3) You have to bleed the fuel system before the start. My injector lines were disconnected when i did that and I used the on-engine manual pump to push the fuel until i saw it coming out of the injector lines and there was no bubbles in the return line - just a solid column of fuel.

4) Regarding the 12v power supply. A small 12v starter battery did not work (i think it's damaged), adding a Lithium boost pack to the battery did not work, connecting to a battery in the small car with a running engine did not work - all of the above was too weak to rotate the engine pass the compression stroke probably because of the long boost cables and poor electrical connection via the clips.

I've got the largest 12v battery I could find in Walmart and connected it with 2' power cables to the engine ground bolt and starter bolt. I used $10 starter button connected to a positive terminal and a small contact on the starter's solenoid. Worked like a charm.

4) It's safe to run the engine for a few minutes without raw water supplied as long as it does not reach the working temperature and without the impeller, which will get destroyed quickly without the water.
If you have an exhaust hose and muffler connected, running for too long without the raw water can melt your muffler and damage the exhaust hose.
This was not an issue in my case, but worth keeping in mind.


I'm waiting for a proper compression gauge for a diesel engine to arrive today (mine was for a gas engine, and the max pressure was 300 psi which was exceeded).
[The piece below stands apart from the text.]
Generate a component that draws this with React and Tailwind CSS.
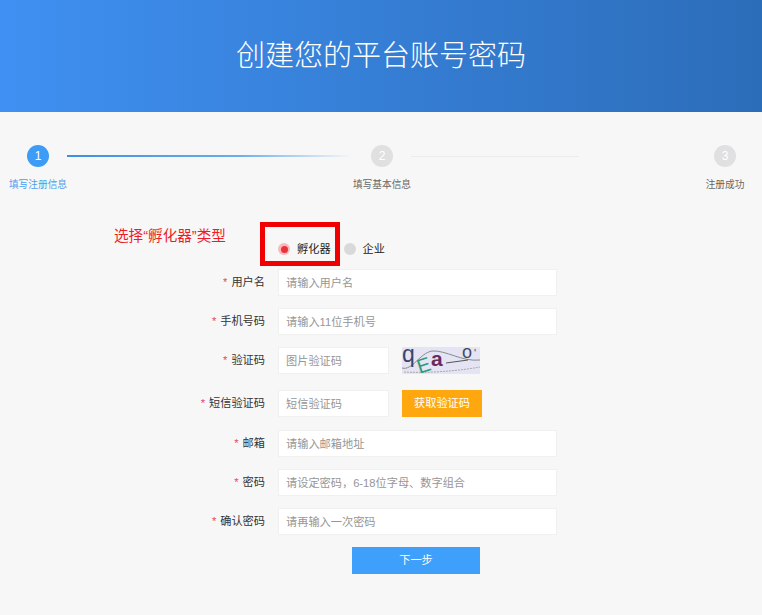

Anything else should I test before I declare the second part of this project a success and start preparing for the 3rd part (putting it back into the boat)?



Excellent job. Sorry it took so long with so many hassles, but you pulled it off. Now what about the other engine?[emoji3]
 
Excellent job. Sorry it took so long with so many hassles, but you pulled it off.

Thanks. Come to think of it; it could be way worse. i just read yesterday a story of a guy not getting oil pressure on a freshly rebuilt engine for which he paid a lot of $ to a shop. Besides a gazillion other problems he found with old and wrong parts installed, the engine block crack was repaired with epoxy and painted over. he is suing them now.
and my experiences with the machine shops here point to a very high probability of a similar result.
so, yes, it could be much worse.

Now what about the other engine?[emoji3]

... while i have the gantry crane in the saloon and a trailer which will bring the port engine ... interesting ...
:facepalm:

no, no. Summer is for cruising, not playing with engines. there are winters for that. I hope to get out of the slip before next winter.
 
I had to log on explicitly to thank you for the time you have taken to post your DYI rebuild , no only including your success but also your missteps and how you went about remedying them. I'm like you...if I couldn't do it myself, I doubt we would own a boat because it's doubtful we would be able to afford paying a mechanic to maintain a boat for us (Upfront, I did get outside contractors to rebuild the clutch and do some major engine work on our last boat but we were under a bit of a time crunch plus it wasn't that much money...the marina owner is a friend of mine).
Folks like you are why I joined this forum and I try to reciprocate when I have useful information to post. I could care less threads where the owners biggest problems are which bbq grill to get the builder to install on their flybridge or what color toolbox to have the builder install in the engine room.
 
Thank you for your kind words. I hope my posts will help someone, and i also got a ton of help from others which I'm grateful for.

And I would go with Dickinson bbq and stainless steel toolbox :D
 
The engine had 350 hours or so but was left for years with water in the oil. one valve stuck and others did not look too good because water was in some cylinders. Valves were not very expensive so I just got new as the head was out anyway.
 
Thanks. I had great support from you guys.